Dataset extract =>

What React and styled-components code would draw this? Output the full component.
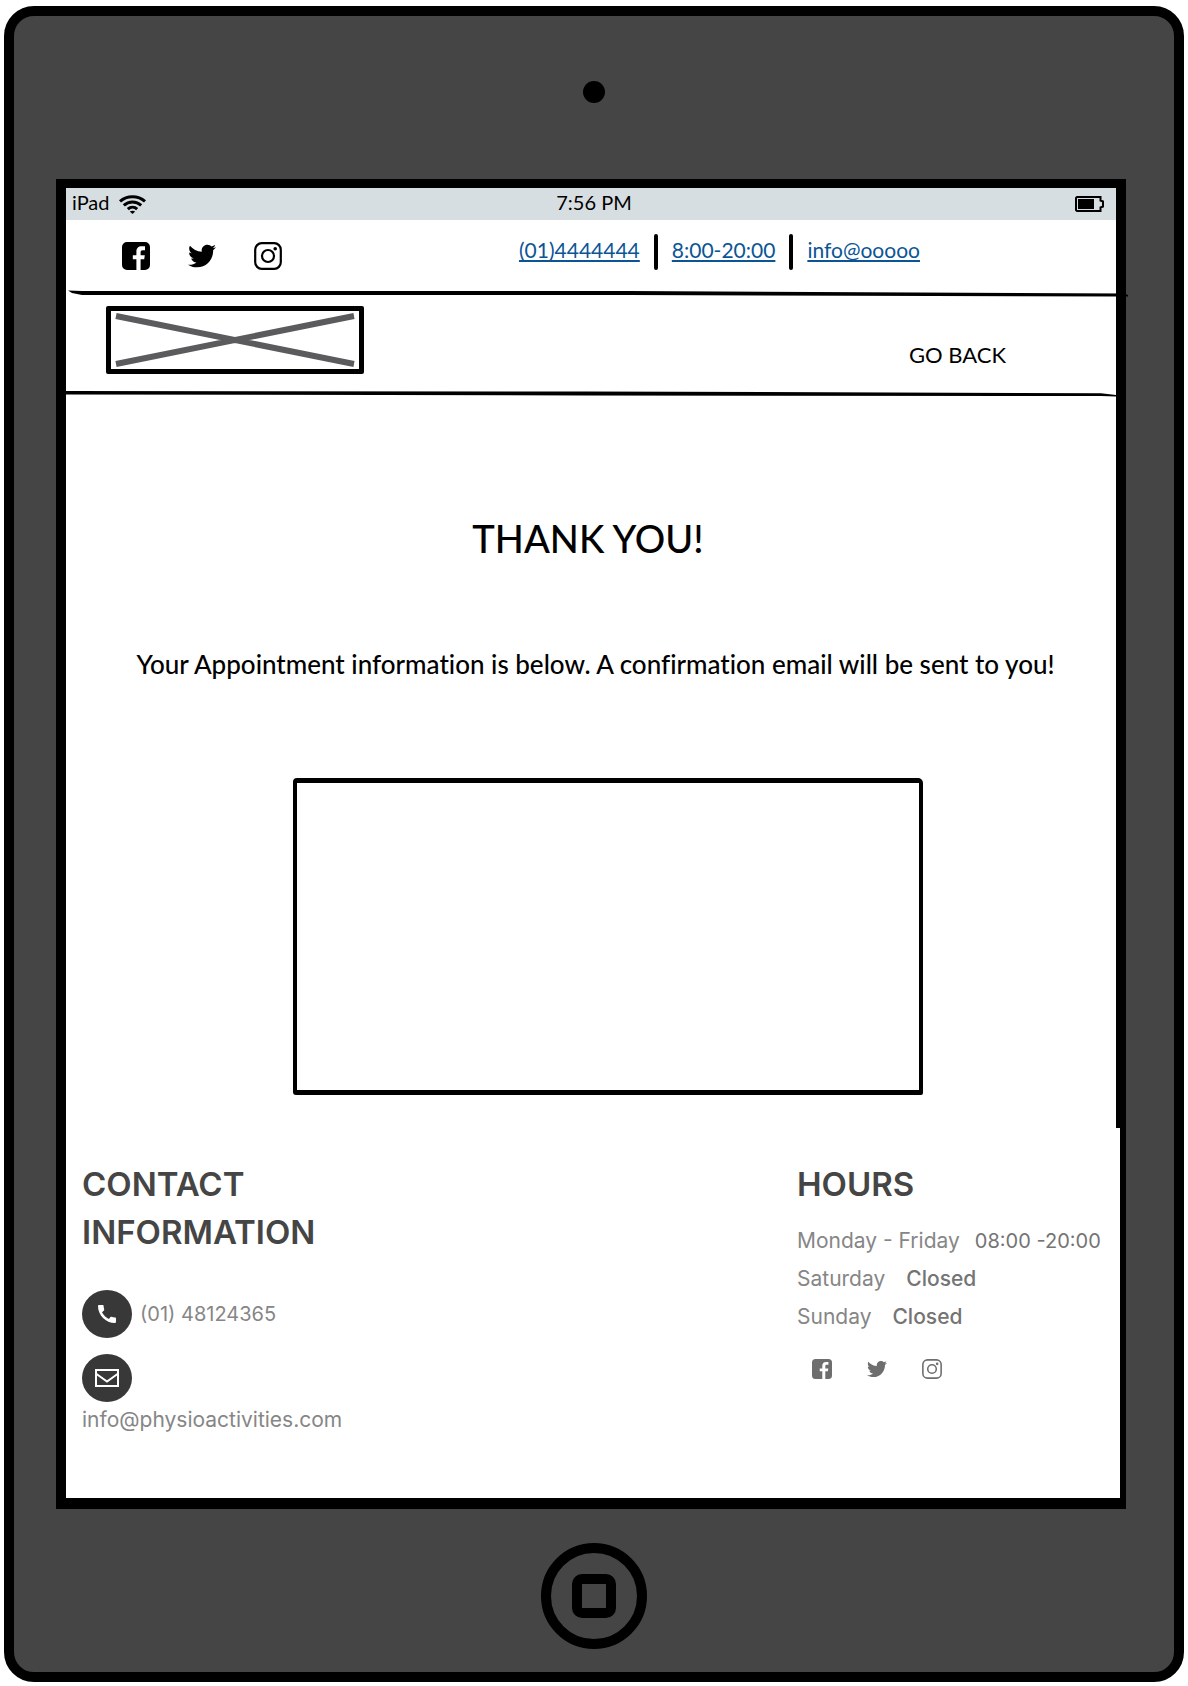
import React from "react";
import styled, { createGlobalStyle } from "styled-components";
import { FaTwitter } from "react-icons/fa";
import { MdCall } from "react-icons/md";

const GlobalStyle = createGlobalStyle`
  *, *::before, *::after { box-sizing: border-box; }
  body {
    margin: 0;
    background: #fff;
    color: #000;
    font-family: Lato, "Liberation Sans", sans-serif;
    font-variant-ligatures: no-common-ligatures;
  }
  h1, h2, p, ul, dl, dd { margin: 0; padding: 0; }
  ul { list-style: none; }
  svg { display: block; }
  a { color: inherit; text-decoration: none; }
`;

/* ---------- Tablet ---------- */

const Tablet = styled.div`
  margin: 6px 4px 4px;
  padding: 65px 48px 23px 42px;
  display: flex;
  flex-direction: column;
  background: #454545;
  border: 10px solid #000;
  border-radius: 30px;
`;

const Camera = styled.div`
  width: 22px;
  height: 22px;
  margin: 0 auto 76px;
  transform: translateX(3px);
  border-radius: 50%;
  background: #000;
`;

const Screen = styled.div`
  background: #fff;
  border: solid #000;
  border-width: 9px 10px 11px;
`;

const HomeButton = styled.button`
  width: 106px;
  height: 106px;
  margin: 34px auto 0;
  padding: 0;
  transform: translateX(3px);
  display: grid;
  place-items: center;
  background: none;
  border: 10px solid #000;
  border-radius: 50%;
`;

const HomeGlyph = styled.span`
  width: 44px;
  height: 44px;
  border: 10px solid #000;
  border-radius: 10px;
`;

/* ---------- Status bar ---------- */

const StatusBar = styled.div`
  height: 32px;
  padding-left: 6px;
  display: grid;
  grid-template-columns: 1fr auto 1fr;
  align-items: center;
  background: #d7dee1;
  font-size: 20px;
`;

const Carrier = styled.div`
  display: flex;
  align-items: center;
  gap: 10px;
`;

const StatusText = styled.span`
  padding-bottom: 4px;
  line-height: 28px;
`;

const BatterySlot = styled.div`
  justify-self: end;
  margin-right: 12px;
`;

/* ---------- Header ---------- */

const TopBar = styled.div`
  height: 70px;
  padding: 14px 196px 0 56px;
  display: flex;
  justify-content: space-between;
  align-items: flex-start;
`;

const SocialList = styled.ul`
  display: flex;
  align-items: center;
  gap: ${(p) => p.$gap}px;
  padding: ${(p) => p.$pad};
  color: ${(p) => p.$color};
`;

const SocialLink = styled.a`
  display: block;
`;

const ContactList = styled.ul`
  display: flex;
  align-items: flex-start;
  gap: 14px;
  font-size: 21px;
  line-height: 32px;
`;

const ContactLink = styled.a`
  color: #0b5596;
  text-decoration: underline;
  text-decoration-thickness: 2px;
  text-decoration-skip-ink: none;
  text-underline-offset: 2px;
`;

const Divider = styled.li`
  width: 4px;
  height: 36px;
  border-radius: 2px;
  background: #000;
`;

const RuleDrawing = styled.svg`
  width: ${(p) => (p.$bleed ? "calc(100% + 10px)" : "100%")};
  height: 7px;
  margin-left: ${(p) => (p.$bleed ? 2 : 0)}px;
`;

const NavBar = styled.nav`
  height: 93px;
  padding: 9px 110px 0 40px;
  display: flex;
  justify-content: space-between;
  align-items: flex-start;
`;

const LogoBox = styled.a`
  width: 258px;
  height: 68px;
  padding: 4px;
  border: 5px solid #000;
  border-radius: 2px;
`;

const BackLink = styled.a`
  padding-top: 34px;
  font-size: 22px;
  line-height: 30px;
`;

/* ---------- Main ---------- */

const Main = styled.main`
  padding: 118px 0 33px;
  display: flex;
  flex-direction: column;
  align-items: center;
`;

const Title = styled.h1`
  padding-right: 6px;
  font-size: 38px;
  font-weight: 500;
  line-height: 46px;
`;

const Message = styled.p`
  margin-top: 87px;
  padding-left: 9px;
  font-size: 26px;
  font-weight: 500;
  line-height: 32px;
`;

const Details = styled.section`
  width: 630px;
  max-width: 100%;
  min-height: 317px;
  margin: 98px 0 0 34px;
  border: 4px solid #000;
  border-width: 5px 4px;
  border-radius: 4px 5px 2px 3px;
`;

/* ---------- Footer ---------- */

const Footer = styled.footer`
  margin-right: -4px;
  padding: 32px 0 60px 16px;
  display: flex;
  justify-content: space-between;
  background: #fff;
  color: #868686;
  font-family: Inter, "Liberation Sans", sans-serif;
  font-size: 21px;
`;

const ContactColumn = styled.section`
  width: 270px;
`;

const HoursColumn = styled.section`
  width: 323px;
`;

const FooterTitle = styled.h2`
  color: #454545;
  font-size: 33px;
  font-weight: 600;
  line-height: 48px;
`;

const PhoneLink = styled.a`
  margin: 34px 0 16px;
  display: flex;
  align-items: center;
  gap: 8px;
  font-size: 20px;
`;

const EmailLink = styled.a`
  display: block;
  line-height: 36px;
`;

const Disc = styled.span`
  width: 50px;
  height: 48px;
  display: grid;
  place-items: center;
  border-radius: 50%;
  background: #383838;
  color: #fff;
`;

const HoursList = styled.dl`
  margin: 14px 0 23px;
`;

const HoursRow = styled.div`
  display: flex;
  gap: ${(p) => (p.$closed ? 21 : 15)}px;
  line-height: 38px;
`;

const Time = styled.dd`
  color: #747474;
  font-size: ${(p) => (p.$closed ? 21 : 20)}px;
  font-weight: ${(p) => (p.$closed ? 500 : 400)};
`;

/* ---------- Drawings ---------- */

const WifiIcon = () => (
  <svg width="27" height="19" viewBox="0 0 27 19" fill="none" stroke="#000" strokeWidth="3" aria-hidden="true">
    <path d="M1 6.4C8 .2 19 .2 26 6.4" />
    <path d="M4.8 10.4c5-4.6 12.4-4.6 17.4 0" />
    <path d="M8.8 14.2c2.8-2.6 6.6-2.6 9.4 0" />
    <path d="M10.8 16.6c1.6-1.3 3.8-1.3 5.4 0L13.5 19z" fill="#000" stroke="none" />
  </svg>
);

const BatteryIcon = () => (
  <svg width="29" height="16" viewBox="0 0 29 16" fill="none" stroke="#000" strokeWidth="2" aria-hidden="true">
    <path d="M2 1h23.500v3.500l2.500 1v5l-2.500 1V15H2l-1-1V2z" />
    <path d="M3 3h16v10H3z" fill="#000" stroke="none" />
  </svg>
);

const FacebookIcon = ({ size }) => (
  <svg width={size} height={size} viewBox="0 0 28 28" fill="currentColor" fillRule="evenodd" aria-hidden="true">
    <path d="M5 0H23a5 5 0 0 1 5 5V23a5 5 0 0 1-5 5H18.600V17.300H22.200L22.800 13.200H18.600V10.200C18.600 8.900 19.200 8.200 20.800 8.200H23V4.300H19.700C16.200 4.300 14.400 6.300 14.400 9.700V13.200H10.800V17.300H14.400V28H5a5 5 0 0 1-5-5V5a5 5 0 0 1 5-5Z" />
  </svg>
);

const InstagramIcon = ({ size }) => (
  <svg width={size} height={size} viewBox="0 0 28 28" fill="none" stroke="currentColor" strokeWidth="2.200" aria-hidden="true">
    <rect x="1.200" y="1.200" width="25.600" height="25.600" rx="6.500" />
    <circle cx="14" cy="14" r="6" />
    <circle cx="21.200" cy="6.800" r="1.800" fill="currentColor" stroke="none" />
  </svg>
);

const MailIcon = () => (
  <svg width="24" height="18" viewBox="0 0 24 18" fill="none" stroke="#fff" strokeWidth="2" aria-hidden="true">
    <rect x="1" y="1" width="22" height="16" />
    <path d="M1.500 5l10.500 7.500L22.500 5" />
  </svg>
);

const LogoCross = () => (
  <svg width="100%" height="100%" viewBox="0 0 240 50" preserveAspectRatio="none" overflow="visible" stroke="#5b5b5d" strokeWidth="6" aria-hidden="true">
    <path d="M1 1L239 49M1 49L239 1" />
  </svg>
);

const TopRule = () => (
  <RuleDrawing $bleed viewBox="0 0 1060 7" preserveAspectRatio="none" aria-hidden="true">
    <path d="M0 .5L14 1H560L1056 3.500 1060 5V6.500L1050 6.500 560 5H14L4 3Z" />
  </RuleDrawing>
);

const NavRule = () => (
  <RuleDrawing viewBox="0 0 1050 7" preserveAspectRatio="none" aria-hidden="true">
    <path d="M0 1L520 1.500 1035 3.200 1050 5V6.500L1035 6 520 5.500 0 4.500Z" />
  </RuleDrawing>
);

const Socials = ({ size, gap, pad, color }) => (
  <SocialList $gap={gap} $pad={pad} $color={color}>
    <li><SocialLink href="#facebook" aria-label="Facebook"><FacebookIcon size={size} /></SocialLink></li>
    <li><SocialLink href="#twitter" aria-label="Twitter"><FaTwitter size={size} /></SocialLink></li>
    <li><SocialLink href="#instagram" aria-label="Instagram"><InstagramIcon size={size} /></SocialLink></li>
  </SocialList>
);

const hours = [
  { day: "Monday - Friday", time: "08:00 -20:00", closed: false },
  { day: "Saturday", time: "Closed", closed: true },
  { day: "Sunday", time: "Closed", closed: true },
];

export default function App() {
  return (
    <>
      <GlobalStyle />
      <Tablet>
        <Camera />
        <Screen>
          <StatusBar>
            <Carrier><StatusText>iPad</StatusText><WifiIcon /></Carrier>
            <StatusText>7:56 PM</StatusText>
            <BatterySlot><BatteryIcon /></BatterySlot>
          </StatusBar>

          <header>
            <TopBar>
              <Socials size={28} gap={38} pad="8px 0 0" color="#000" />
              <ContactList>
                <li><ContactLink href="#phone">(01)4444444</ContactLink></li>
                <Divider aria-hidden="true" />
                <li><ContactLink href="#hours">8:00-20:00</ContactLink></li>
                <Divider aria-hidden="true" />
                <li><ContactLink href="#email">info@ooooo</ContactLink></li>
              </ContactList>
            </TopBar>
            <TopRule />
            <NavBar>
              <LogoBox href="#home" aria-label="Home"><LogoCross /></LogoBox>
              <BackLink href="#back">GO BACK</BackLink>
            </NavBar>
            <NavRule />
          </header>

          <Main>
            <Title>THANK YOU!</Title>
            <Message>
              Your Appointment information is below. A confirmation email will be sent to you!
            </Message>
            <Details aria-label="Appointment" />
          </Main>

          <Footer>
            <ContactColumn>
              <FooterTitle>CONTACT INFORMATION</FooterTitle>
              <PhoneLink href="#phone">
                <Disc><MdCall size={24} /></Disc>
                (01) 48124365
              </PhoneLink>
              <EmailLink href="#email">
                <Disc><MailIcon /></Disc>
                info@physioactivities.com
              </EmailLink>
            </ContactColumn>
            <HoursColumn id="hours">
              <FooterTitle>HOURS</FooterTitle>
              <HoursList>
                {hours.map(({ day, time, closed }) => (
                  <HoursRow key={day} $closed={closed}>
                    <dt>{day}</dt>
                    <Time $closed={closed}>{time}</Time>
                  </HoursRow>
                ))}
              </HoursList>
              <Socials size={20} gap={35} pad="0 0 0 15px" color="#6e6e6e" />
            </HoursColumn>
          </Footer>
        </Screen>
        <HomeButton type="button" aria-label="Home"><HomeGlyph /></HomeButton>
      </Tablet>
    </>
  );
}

What is needed => What is the number of lines in this material that hold the string "components"? Answer with that number only.

Answer for this exercise => 2